EL MUNDO 13/10/14
ARCADI ESPADA
El hermano borde, aunque gemelo, de la España Imperial, del Faro de Occidente, de la España que descubrió el Atlántico y conquistó Perejil es este país que se propone cada día a sí mismo como la agonía de la civilización y el dorso de la democracia. Este aire flatulento a tertulia de ateneo. Este pesimismo impostado y casposo. Esta incurable anacronía. España no es una gran nación, sino algo mucho más importante: una nación normal. Una nación del primer mundo donde tratar a los enfermos de ébola acarrea los mismos problemas, y las mismas letales incompetencias, que en Tejas. Donde la corrupción prende, y se descubre y se castiga, al amparo de la libertad. Una nación que vivió a plazos, como todas, y que le llevará un tiempo pagarlos y enjugar el personal sobrante de la euforia. Una nación moderna que se enfrenta al grave problema de la democracia mediática: la exhibición agobiante de los idiotas. No es que haya aumentado su número. Es seguro que la alimentación, la higiene y la educación los han reducido. Pero ahora participan en lo que llaman, con su despótico atrevimiento, la conversación. Una buena parte de la política y los medios han decidido servirles y adularles. ¡Al fin y al cabo son negocio y mayoría! El problema no es solo que se hayan fundado recientemente partidos que satisfacen ese nicho, supuración ellos mismos de la idiotez: es que su influencia se detecta de modo transversal en la política. Y no digamos en los medios: la ignorancia se ha convertido en el más grande espectáculo contemporáneo.

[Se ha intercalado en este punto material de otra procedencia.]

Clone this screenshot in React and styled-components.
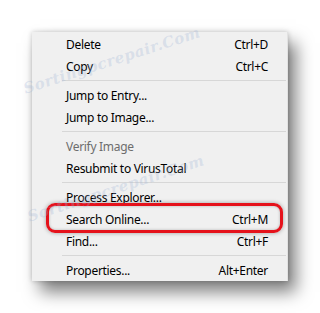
import React from "react";
import styled, { createGlobalStyle } from "styled-components";

const Global = createGlobalStyle`
  html, body { margin: 0; padding: 0; background: #ffffff; }
  body { width: 320px; height: 313px; overflow: hidden; }
`;

const Page = styled.div`
  position: relative;
  width: 320px;
  height: 313px;
  overflow: hidden;
  padding: 32px 0 0 32px;
  box-sizing: border-box;
  font-family: "Noto Sans", "Open Sans", sans-serif;
  font-size: 12px;
  letter-spacing: -0.3px;
`;

const Menu = styled.div`
  width: 256px;
  box-sizing: border-box;
  padding: 1px 0 0 0;
  background: #f0f0f0;
  border-right: 1px solid #e2e2e2;
  box-shadow: 0 0 5px rgba(0, 0, 0, 0.22), 8px 11px 16px rgba(0, 0, 0, 0.5);
`;

const Item = styled.div`
  position: relative;
  display: flex;
  align-items: center;
  height: 22px;
  padding: 0 19px 0 34px;
  color: ${(p) => (p.$disabled ? "#6d6d6d" : "#000000")};
  white-space: nowrap;
`;

const Label = styled.span`
  flex: 1;
`;

const Shortcut = styled.span`
  margin-left: 16px;
`;

const Separator = styled.div`
  height: 1px;
  margin: 3px 1px 3px 30px;
  background: #d7d7d7;
`;

const Highlight = styled.div`
  position: absolute;
  left: 14px;
  right: 4px;
  top: -5px;
  bottom: -3px;
  border: 3px solid #e5121b;
  border-radius: 9px;
  box-shadow: 0 0 4px rgba(0, 0, 0, 0.35), inset 0 0 3px rgba(0, 0, 0, 0.25);
  pointer-events: none;
`;

const Watermark = styled.div`
  position: absolute;
  left: ${(p) => p.$x}px;
  top: ${(p) => p.$y}px;
  transform: rotate(-18deg);
  transform-origin: left center;
  font-family: "DejaVu Serif", serif;
  font-style: italic;
  font-weight: bold;
  font-size: 15px;
  letter-spacing: 0.5px;
  color: rgba(160, 180, 215, 0.3);
  white-space: nowrap;
  pointer-events: none;
`;

const items = [
  { label: "Delete", shortcut: "Ctrl+D" },
  { label: "Copy", shortcut: "Ctrl+C" },
  "sep",
  { label: "Jump to Entry..." },
  { label: "Jump to Image..." },
  "sep",
  { label: "Verify Image", disabled: true },
  { label: "Resubmit to VirusTotal" },
  "sep",
  { label: "Process Explorer..." },
  { label: "Search Online...", shortcut: "Ctrl+M", highlight: true },
  { label: "Find...", shortcut: "Ctrl+F" },
  "sep",
  { label: "Properties...", shortcut: "Alt+Enter" },
];

export default function App() {
  return (
    <Page>
      <Global />
      <Menu>
        {items.map((it, i) =>
          it === "sep" ? (
            <Separator key={i} />
          ) : (
            <Item key={i} $disabled={it.disabled}>
              <Label>{it.label}</Label>
              {it.shortcut && <Shortcut>{it.shortcut}</Shortcut>}
              {it.highlight && <Highlight />}
            </Item>
          )
        )}
      </Menu>
      <Watermark $x={24} $y={80}>Sortingpcrepair.Com</Watermark>
      <Watermark $x={28} $y={208}>Sortingpcrepair.Com</Watermark>
    </Page>
  );
}
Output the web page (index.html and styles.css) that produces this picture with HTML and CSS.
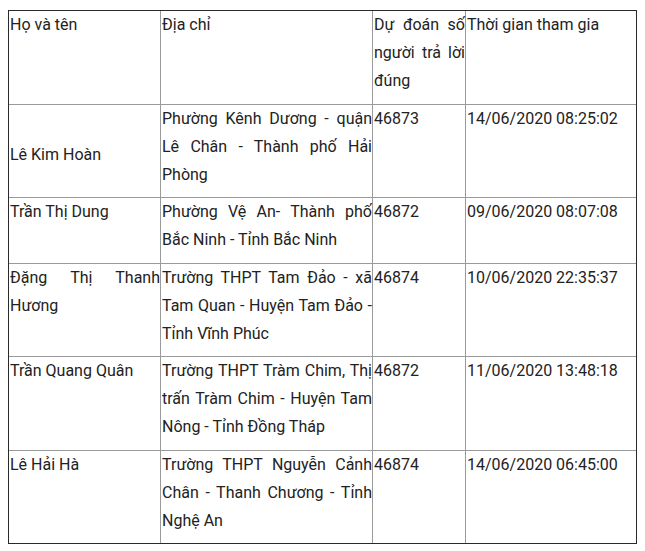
FILE: index.html
```html
<!DOCTYPE html>
<html lang="vi">
<head>
<meta charset="utf-8">
<title>Bảng</title>
<link rel="stylesheet" href="styles.css">
</head>
<body>
<table class="grid">
  <colgroup>
    <col class="c1"><col class="c2"><col class="c3"><col class="c4">
  </colgroup>
  <tr>
    <td>Họ và tên</td>
    <td>Địa chỉ</td>
    <td>Dự đoán số người trả lời đúng</td>
    <td>Thời gian tham gia</td>
  </tr>
  <tr>
    <td class="mid">Lê Kim Hoàn</td>
    <td>Phường Kênh Dương - quận Lê Chân - Thành phố Hải Phòng</td>
    <td>46873</td>
    <td>14/06/2020 08:25:02</td>
  </tr>
  <tr>
    <td>Trần Thị Dung</td>
    <td>Phường Vệ An- Thành phố Bắc Ninh - Tỉnh Bắc Ninh</td>
    <td>46872</td>
    <td>09/06/2020 08:07:08</td>
  </tr>
  <tr>
    <td>Đặng Thị Thanh Hương</td>
    <td>Trường THPT Tam Đảo - xã Tam Quan - Huyện Tam Đảo - Tỉnh Vĩnh Phúc</td>
    <td>46874</td>
    <td>10/06/2020 22:35:37</td>
  </tr>
  <tr>
    <td>Trần Quang Quân</td>
    <td>Trường THPT Tràm Chim, Thị trấn Tràm Chim - Huyện Tam Nông - Tỉnh Đồng Tháp</td>
    <td>46872</td>
    <td>11/06/2020 13:48:18</td>
  </tr>
  <tr>
    <td>Lê Hải Hà</td>
    <td>Trường THPT Nguyễn Cảnh Chân - Thanh Chương - Tỉnh Nghệ An</td>
    <td>46874</td>
    <td>14/06/2020 06:45:00</td>
  </tr>
</table>
</body>
</html>
```

FILE: styles.css
```css
html, body {
  background: #fff;
}
body {
  margin: 10px 8px;
  font-family: Roboto, "Noto Sans", sans-serif;
  font-size: 16px;
  color: #222;
}
.grid {
  border-collapse: separate;
  border-spacing: 0;
  border: 1px solid #2a2a2a;
  table-layout: fixed;
  width: 629px;
}
.c1 { width: 152px; }
.c2 { width: 212px; }
.c3 { width: 93px; }
.c4 { width: 170px; }
.grid td {
  vertical-align: top;
  text-align: justify;
  line-height: 28px;
  padding: 0 0 8.5px 1px;
  border-right: 1px solid #9a9a9a;
  border-bottom: 1px solid #9a9a9a;
}
.grid td:last-child {
  border-right: none;
}
.grid tr:last-child td {
  border-bottom: none;
}
.grid td.mid {
  padding-top: 36.5px;
}
```
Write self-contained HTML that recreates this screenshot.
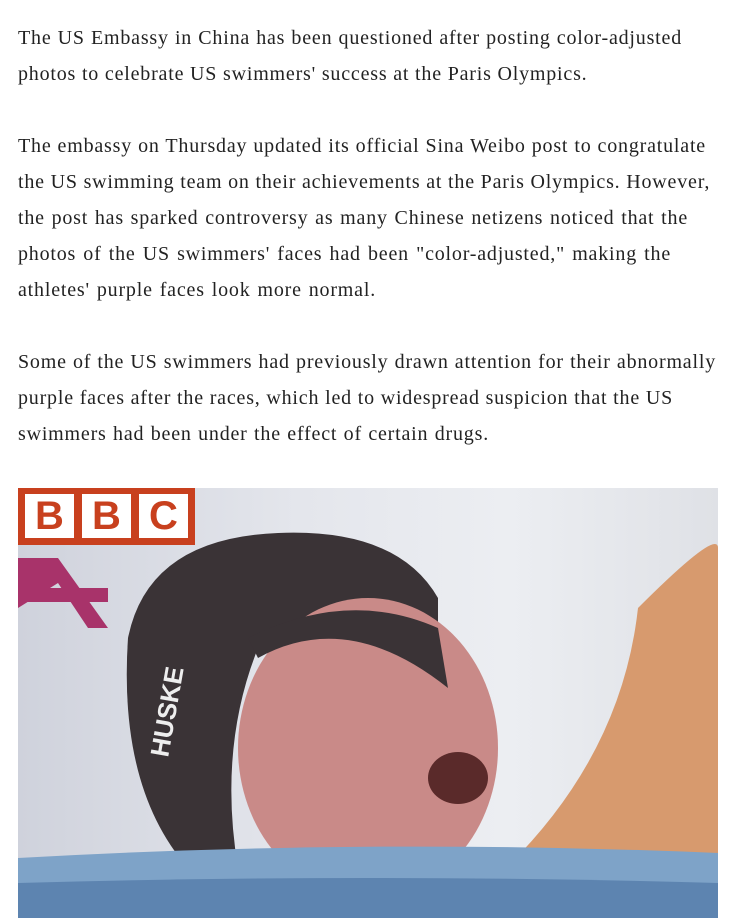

Esta idiotez realmente gobernante ha adoptado ahora el sobado cuento de la decadencia de la nación. De probada eficacia universal. No hace falta ser español para estos dramitas. Ahí está el francés: un napoleonote al sentarse a la mesa; y preguntándose luego, en cada encharcada digestión, où sont les grands hommes? Ahí gime el pobre leoncito brit: desdentado por la indeleble humillación de tener que preguntarle a otro brit si quiere seguir siéndolo. En cualquier época y en cualquier lugar el infecto populismo utiliza el relato de la nación decadente para medrar. Fíjense: allí donde haya un idiota se comprobará cómo echa la culpa de su intransferible idiotez a la nación.
España solo tiene un problema con denominación de origen, endémico como la malaria en Myanmar o el hielo en Noruega: la cíclica emergencia de grupos xenófobos, eso que el ministro Catalá llama con tanta gracia la singularidad –la misma palabra, por cierto, con la que se refiere al ébola–. Desde hace tres décadas el nacionalismo se ha dedicado al sabotaje del Estado democrático con una obstinación que no ha excluido la sangre.
Este es todo el problema español. No solo el sabotaje. También la respuesta dada. Es conocido el rasgo principal de la democracia, que es el de incluir a sus enemigos. Pero con la seca condición de identificarlos como tales.